Update based on May 1, 2009 Comment #123 below:
It turns out that the root of the problem is that the decadal average Z-scores shown in Thompson's Figure 6 and my Figure 1 above, and tabulated back to year 0 in Data Set 3, are not the decadal averages of the 5-year average Z-scores shown back to 1600 in Thompson's Figure 5 and in his Data Set 2:
Evidently different data was used for Figure 6 (which Thompson compares approvingly to the MBH99 HS) than for Figure 5, even though the article and SI give no indication that this was the case.
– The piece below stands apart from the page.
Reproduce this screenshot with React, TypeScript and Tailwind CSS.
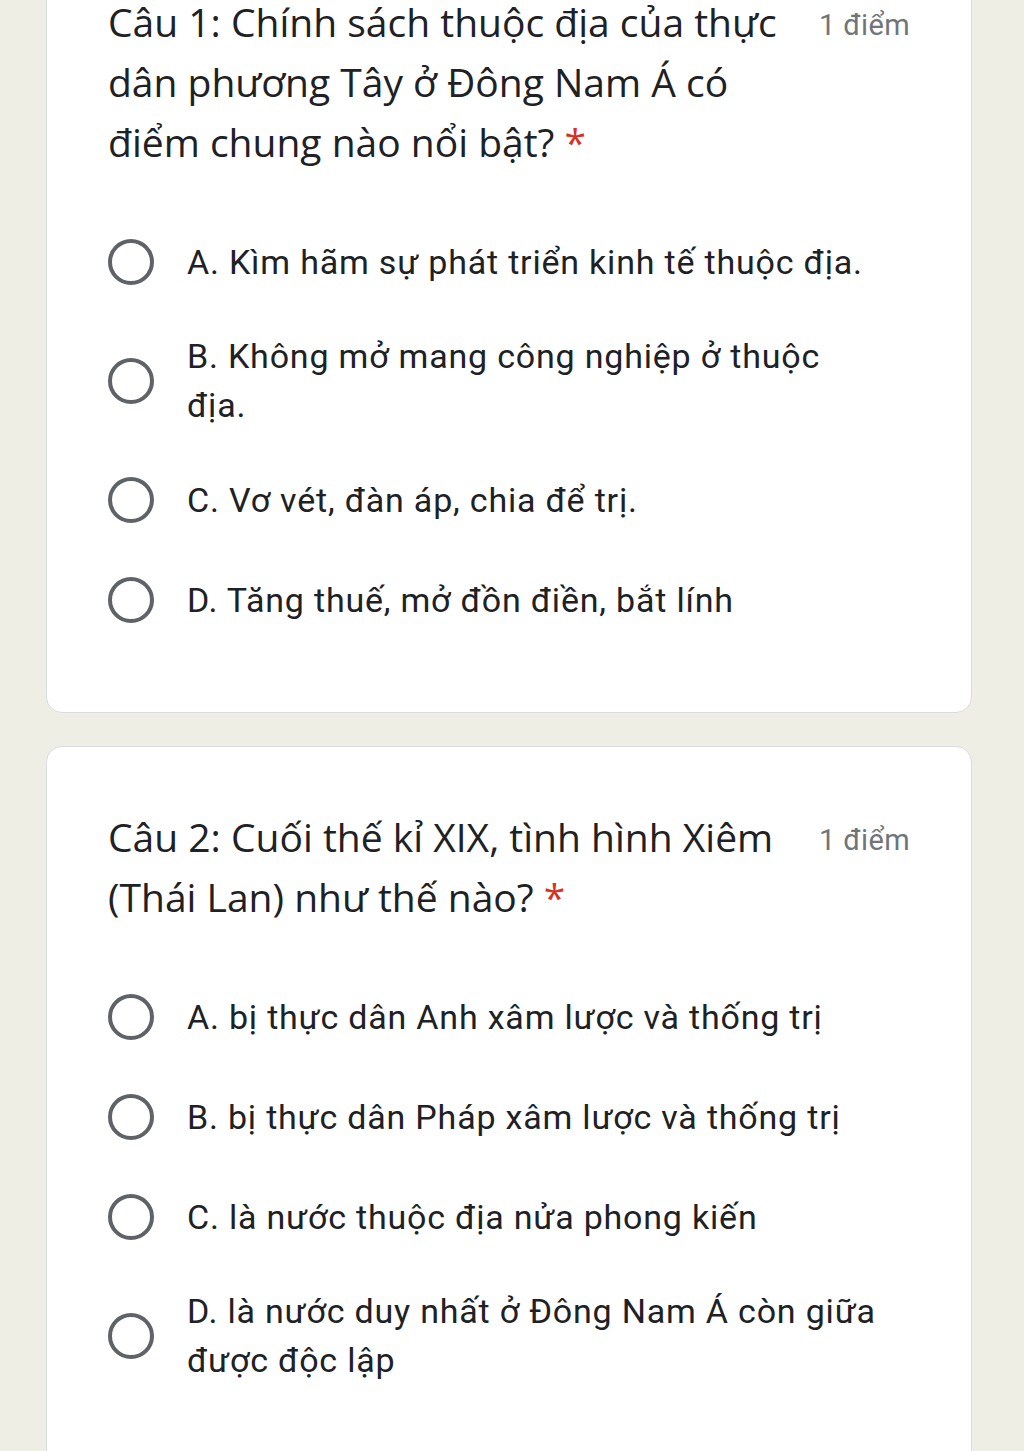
import React from 'react';

interface Question {
  title: string;
  points: string;
  options: string[];
}

const questions: Question[] = [
  {
    title: 'Câu 1: Chính sách thuộc địa của thực dân phương Tây ở Đông Nam Á có điểm chung nào nổi bật?',
    points: '1 điểm',
    options: [
      'A. Kìm hãm sự phát triển kinh tế thuộc địa.',
      'B. Không mở mang công nghiệp ở thuộc địa.',
      'C. Vơ vét, đàn áp, chia để trị.',
      'D. Tăng thuế, mở đồn điền, bắt lính',
    ],
  },
  {
    title: 'Câu 2: Cuối thế kỉ XIX, tình hình Xiêm (Thái Lan) như thế nào?',
    points: '1 điểm',
    options: [
      'A. bị thực dân Anh xâm lược và thống trị',
      'B. bị thực dân Pháp xâm lược và thống trị',
      'C. là nước thuộc địa nửa phong kiến',
      'D. là nước duy nhất ở Đông Nam Á còn giữa được độc lập',
    ],
  },
];

const Radio = () => (
  <div className="w-[46px] h-[46px] shrink-0 rounded-full border-[4px] border-[#5f6368]" />
);

const QuestionCard = ({ q, className }: { q: Question; className?: string }) => (
  <div
    className={`bg-white border border-[#dadce0] rounded-[16px] pl-[61px] pr-[61px] pt-[60px] pb-[62px] ${className ?? ''}`}
  >
    <div className="flex items-start gap-[40px]">
      <div className="flex-1 text-[39px] leading-[60px] text-[#202124] font-['Open_Sans',sans-serif]">
        {q.title} <span className="text-[#d93025]">*</span>
      </div>
      <div className="shrink-0 pt-[3px] text-[29px] leading-[60px] tracking-[0.4px] text-[#70757a] font-['Roboto',sans-serif]">
        {q.points}
      </div>
    </div>
    <div className="mt-[40px] flex flex-col">
      {q.options.map((opt) => (
        <div key={opt} className="flex items-center gap-[33px] min-h-[100px] py-[20px]">
          <Radio />
          <div className="flex-1 pr-[28px] text-[34px] leading-[49px] tracking-[0.8px] text-[#202124] font-['Roboto',sans-serif]">
            {opt}
          </div>
        </div>
      ))}
    </div>
  </div>
);

export default function App() {
  return (
    <div className="h-[1451px] overflow-hidden bg-[#efeee5] pl-[46px] pr-[52px]">
      <QuestionCard q={questions[0]} className="-mt-[69px]" />
      <QuestionCard q={questions[1]} className="mt-[33px] pb-[120px]" />
    </div>
  );
}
The problem is not isolated to the data for just one region, since the two regional indices have the same problem:
It turns out that the Data Set 2 composite scores really can be constructed as linear combinations of the Data Set 2 core data, with all coefficients for the appropriate regions highly significant as if from an exact fit to within rounding error. The included coefficients are similar but unequal, as if z-scores were computed from the d18O data and then averaged for each region.
However, the problem cannot just be that Figure 6 was computed from the same data but using standard errors for the 2000-year period instead of the 400-year period of Figure 5, since then there would still be an exact (though different) linear relation between the Figure 6 composites and decadal averages of the Figure 5 core data. As I show in my EE paper, no such linear relation exists.
So the problem still persists — which is the right data to use to construct an ice core temperature proxy? The data of Figure 5 (which at least is identified by core number in DS2), or the (unspecified) data of Figure 6?
Since Figure 5 is not representative of the data that was used to construct Figure 6, Thompson has failed to provide, as required by the PNAS data policy, sufficient data to replicate his results. At a minimum he should identify the archived cores that were used to construct Figure 6, and provide detailed data for any unarchived cores that were used.